===== Source excerpt

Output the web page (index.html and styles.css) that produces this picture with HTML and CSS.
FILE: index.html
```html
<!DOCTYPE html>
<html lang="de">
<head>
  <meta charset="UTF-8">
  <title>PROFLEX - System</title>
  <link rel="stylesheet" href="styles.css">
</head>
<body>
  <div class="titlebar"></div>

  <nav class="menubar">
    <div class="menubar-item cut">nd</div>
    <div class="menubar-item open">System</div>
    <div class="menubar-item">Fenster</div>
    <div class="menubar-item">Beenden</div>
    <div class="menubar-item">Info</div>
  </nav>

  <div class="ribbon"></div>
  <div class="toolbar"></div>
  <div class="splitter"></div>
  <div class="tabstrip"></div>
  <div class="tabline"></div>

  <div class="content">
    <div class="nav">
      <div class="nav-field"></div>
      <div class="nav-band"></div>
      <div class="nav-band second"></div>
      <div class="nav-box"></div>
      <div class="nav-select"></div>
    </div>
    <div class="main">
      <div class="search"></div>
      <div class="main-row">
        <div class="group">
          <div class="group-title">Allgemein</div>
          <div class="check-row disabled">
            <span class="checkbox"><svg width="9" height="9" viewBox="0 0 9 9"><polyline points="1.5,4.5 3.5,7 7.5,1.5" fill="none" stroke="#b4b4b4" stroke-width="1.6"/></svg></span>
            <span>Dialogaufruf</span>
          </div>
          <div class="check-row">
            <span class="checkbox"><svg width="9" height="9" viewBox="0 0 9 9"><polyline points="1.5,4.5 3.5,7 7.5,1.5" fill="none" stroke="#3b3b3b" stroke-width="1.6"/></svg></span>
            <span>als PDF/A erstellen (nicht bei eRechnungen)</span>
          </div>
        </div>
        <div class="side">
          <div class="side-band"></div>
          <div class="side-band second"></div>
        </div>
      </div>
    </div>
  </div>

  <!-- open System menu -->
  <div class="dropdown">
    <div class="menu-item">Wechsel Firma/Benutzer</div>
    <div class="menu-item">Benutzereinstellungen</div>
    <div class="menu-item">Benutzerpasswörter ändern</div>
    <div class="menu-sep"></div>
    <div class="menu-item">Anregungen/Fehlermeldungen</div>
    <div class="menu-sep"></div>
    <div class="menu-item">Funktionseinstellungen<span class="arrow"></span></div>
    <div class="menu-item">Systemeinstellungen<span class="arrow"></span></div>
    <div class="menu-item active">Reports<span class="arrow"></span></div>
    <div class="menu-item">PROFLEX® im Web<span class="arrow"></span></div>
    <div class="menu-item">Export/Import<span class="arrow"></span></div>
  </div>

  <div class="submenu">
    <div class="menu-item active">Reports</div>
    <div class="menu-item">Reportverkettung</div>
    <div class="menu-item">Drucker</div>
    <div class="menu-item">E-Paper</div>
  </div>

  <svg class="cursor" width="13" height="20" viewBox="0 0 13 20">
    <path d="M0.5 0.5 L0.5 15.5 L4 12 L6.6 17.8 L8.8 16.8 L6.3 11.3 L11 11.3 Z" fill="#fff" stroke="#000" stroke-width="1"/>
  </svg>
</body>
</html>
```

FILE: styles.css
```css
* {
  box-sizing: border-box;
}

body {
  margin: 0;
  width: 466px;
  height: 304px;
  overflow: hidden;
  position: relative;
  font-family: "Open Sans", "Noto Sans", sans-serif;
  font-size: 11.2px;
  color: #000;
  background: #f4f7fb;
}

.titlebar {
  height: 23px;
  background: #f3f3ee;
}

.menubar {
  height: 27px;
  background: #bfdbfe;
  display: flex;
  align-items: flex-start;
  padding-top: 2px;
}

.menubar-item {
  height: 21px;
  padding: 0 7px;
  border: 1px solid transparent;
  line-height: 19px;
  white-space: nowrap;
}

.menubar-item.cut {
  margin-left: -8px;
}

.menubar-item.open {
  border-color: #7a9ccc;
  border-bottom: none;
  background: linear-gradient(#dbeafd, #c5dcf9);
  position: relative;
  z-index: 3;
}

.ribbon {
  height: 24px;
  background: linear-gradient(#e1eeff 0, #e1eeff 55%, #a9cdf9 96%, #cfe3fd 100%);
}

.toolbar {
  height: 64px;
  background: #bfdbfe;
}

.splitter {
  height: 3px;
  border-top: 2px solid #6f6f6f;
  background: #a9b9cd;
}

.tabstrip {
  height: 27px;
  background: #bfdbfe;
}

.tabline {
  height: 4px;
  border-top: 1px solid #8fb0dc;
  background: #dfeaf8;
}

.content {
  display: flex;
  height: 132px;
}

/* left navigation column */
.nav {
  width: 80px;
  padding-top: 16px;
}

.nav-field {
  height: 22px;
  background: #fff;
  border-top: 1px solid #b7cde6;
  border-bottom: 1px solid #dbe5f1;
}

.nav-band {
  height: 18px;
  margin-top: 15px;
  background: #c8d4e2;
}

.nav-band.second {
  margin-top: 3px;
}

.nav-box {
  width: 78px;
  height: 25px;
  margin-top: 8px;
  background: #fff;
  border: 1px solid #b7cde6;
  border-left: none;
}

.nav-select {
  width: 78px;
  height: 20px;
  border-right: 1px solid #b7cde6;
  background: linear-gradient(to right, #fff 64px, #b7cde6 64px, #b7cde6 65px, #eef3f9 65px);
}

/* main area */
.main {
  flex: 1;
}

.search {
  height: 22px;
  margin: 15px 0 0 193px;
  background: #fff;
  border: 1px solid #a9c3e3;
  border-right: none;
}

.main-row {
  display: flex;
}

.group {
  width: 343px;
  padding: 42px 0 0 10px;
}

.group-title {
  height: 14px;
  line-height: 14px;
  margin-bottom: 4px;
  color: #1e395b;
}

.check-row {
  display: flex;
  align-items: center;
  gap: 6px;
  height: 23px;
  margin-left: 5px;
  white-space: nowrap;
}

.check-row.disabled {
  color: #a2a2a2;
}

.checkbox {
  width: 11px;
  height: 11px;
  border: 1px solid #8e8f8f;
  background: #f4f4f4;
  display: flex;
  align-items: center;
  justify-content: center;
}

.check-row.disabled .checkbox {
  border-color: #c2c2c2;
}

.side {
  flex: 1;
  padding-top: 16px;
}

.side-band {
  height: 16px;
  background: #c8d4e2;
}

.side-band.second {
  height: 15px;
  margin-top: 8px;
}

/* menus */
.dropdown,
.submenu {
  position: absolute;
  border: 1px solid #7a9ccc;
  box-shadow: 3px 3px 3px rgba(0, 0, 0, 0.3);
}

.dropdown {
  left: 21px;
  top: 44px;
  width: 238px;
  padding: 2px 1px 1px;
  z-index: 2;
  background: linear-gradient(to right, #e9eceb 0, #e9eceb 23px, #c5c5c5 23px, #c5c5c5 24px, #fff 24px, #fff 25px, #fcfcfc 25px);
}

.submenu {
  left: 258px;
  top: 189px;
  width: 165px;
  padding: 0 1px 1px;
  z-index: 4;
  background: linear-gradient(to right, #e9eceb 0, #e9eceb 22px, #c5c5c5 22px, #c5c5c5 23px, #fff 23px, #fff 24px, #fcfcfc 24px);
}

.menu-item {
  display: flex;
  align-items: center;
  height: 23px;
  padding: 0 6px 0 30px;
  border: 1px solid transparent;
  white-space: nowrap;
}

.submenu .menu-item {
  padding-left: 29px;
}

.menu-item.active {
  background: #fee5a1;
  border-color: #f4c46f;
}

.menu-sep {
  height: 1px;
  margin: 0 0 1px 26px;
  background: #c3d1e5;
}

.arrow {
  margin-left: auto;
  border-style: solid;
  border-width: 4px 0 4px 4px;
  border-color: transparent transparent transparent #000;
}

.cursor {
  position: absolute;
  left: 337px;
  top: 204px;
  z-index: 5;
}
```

==========

What the exercise asks: Every line above needs to be retyped exactly.

Task result:
Output the web page (index.html and styles.css) that produces this picture with HTML and CSS.
FILE: index.html
```html
<!DOCTYPE html>
<html lang="de">
<head>
  <meta charset="UTF-8">
  <title>PROFLEX - System</title>
  <link rel="stylesheet" href="styles.css">
</head>
<body>
  <div class="titlebar"></div>

  <nav class="menubar">
    <div class="menubar-item cut">nd</div>
    <div class="menubar-item open">System</div>
    <div class="menubar-item">Fenster</div>
    <div class="menubar-item">Beenden</div>
    <div class="menubar-item">Info</div>
  </nav>

  <div class="ribbon"></div>
  <div class="toolbar"></div>
  <div class="splitter"></div>
  <div class="tabstrip"></div>
  <div class="tabline"></div>

  <div class="content">
    <div class="nav">
      <div class="nav-field"></div>
      <div class="nav-band"></div>
      <div class="nav-band second"></div>
      <div class="nav-box"></div>
      <div class="nav-select"></div>
    </div>
    <div class="main">
      <div class="search"></div>
      <div class="main-row">
        <div class="group">
          <div class="group-title">Allgemein</div>
          <div class="check-row disabled">
            <span class="checkbox"><svg width="9" height="9" viewBox="0 0 9 9"><polyline points="1.5,4.5 3.5,7 7.5,1.5" fill="none" stroke="#b4b4b4" stroke-width="1.6"/></svg></span>
            <span>Dialogaufruf</span>
          </div>
          <div class="check-row">
            <span class="checkbox"><svg width="9" height="9" viewBox="0 0 9 9"><polyline points="1.5,4.5 3.5,7 7.5,1.5" fill="none" stroke="#3b3b3b" stroke-width="1.6"/></svg></span>
            <span>als PDF/A erstellen (nicht bei eRechnungen)</span>
          </div>
        </div>
        <div class="side">
          <div class="side-band"></div>
          <div class="side-band second"></div>
        </div>
      </div>
    </div>
  </div>

  <!-- open System menu -->
  <div class="dropdown">
    <div class="menu-item">Wechsel Firma/Benutzer</div>
    <div class="menu-item">Benutzereinstellungen</div>
    <div class="menu-item">Benutzerpasswörter ändern</div>
    <div class="menu-sep"></div>
    <div class="menu-item">Anregungen/Fehlermeldungen</div>
    <div class="menu-sep"></div>
    <div class="menu-item">Funktionseinstellungen<span class="arrow"></span></div>
    <div class="menu-item">Systemeinstellungen<span class="arrow"></span></div>
    <div class="menu-item active">Reports<span class="arrow"></span></div>
    <div class="menu-item">PROFLEX® im Web<span class="arrow"></span></div>
    <div class="menu-item">Export/Import<span class="arrow"></span></div>
  </div>

  <div class="submenu">
    <div class="menu-item active">Reports</div>
    <div class="menu-item">Reportverkettung</div>
    <div class="menu-item">Drucker</div>
    <div class="menu-item">E-Paper</div>
  </div>

  <svg class="cursor" width="13" height="20" viewBox="0 0 13 20">
    <path d="M0.5 0.5 L0.5 15.5 L4 12 L6.6 17.8 L8.8 16.8 L6.3 11.3 L11 11.3 Z" fill="#fff" stroke="#000" stroke-width="1"/>
  </svg>
</body>
</html>
```

FILE: styles.css
```css
* {
  box-sizing: border-box;
}

body {
  margin: 0;
  width: 466px;
  height: 304px;
  overflow: hidden;
  position: relative;
  font-family: "Open Sans", "Noto Sans", sans-serif;
  font-size: 11.2px;
  color: #000;
  background: #f4f7fb;
}

.titlebar {
  height: 23px;
  background: #f3f3ee;
}

.menubar {
  height: 27px;
  background: #bfdbfe;
  display: flex;
  align-items: flex-start;
  padding-top: 2px;
}

.menubar-item {
  height: 21px;
  padding: 0 7px;
  border: 1px solid transparent;
  line-height: 19px;
  white-space: nowrap;
}

.menubar-item.cut {
  margin-left: -8px;
}

.menubar-item.open {
  border-color: #7a9ccc;
  border-bottom: none;
  background: linear-gradient(#dbeafd, #c5dcf9);
  position: relative;
  z-index: 3;
}

.ribbon {
  height: 24px;
  background: linear-gradient(#e1eeff 0, #e1eeff 55%, #a9cdf9 96%, #cfe3fd 100%);
}

.toolbar {
  height: 64px;
  background: #bfdbfe;
}

.splitter {
  height: 3px;
  border-top: 2px solid #6f6f6f;
  background: #a9b9cd;
}

.tabstrip {
  height: 27px;
  background: #bfdbfe;
}

.tabline {
  height: 4px;
  border-top: 1px solid #8fb0dc;
  background: #dfeaf8;
}

.content {
  display: flex;
  height: 132px;
}

/* left navigation column */
.nav {
  width: 80px;
  padding-top: 16px;
}

.nav-field {
  height: 22px;
  background: #fff;
  border-top: 1px solid #b7cde6;
  border-bottom: 1px solid #dbe5f1;
}

.nav-band {
  height: 18px;
  margin-top: 15px;
  background: #c8d4e2;
}

.nav-band.second {
  margin-top: 3px;
}

.nav-box {
  width: 78px;
  height: 25px;
  margin-top: 8px;
  background: #fff;
  border: 1px solid #b7cde6;
  border-left: none;
}

.nav-select {
  width: 78px;
  height: 20px;
  border-right: 1px solid #b7cde6;
  background: linear-gradient(to right, #fff 64px, #b7cde6 64px, #b7cde6 65px, #eef3f9 65px);
}

/* main area */
.main {
  flex: 1;
}

.search {
  height: 22px;
  margin: 15px 0 0 193px;
  background: #fff;
  border: 1px solid #a9c3e3;
  border-right: none;
}

.main-row {
  display: flex;
}

.group {
  width: 343px;
  padding: 42px 0 0 10px;
}

.group-title {
  height: 14px;
  line-height: 14px;
  margin-bottom: 4px;
  color: #1e395b;
}

.check-row {
  display: flex;
  align-items: center;
  gap: 6px;
  height: 23px;
  margin-left: 5px;
  white-space: nowrap;
}

.check-row.disabled {
  color: #a2a2a2;
}

.checkbox {
  width: 11px;
  height: 11px;
  border: 1px solid #8e8f8f;
  background: #f4f4f4;
  display: flex;
  align-items: center;
  justify-content: center;
}

.check-row.disabled .checkbox {
  border-color: #c2c2c2;
}

.side {
  flex: 1;
  padding-top: 16px;
}

.side-band {
  height: 16px;
  background: #c8d4e2;
}

.side-band.second {
  height: 15px;
  margin-top: 8px;
}

/* menus */
.dropdown,
.submenu {
  position: absolute;
  border: 1px solid #7a9ccc;
  box-shadow: 3px 3px 3px rgba(0, 0, 0, 0.3);
}

.dropdown {
  left: 21px;
  top: 44px;
  width: 238px;
  padding: 2px 1px 1px;
  z-index: 2;
  background: linear-gradient(to right, #e9eceb 0, #e9eceb 23px, #c5c5c5 23px, #c5c5c5 24px, #fff 24px, #fff 25px, #fcfcfc 25px);
}

.submenu {
  left: 258px;
  top: 189px;
  width: 165px;
  padding: 0 1px 1px;
  z-index: 4;
  background: linear-gradient(to right, #e9eceb 0, #e9eceb 22px, #c5c5c5 22px, #c5c5c5 23px, #fff 23px, #fff 24px, #fcfcfc 24px);
}

.menu-item {
  display: flex;
  align-items: center;
  height: 23px;
  padding: 0 6px 0 30px;
  border: 1px solid transparent;
  white-space: nowrap;
}

.submenu .menu-item {
  padding-left: 29px;
}

.menu-item.active {
  background: #fee5a1;
  border-color: #f4c46f;
}

.menu-sep {
  height: 1px;
  margin: 0 0 1px 26px;
  background: #c3d1e5;
}

.arrow {
  margin-left: auto;
  border-style: solid;
  border-width: 4px 0 4px 4px;
  border-color: transparent transparent transparent #000;
}

.cursor {
  position: absolute;
  left: 337px;
  top: 204px;
  z-index: 5;
}
```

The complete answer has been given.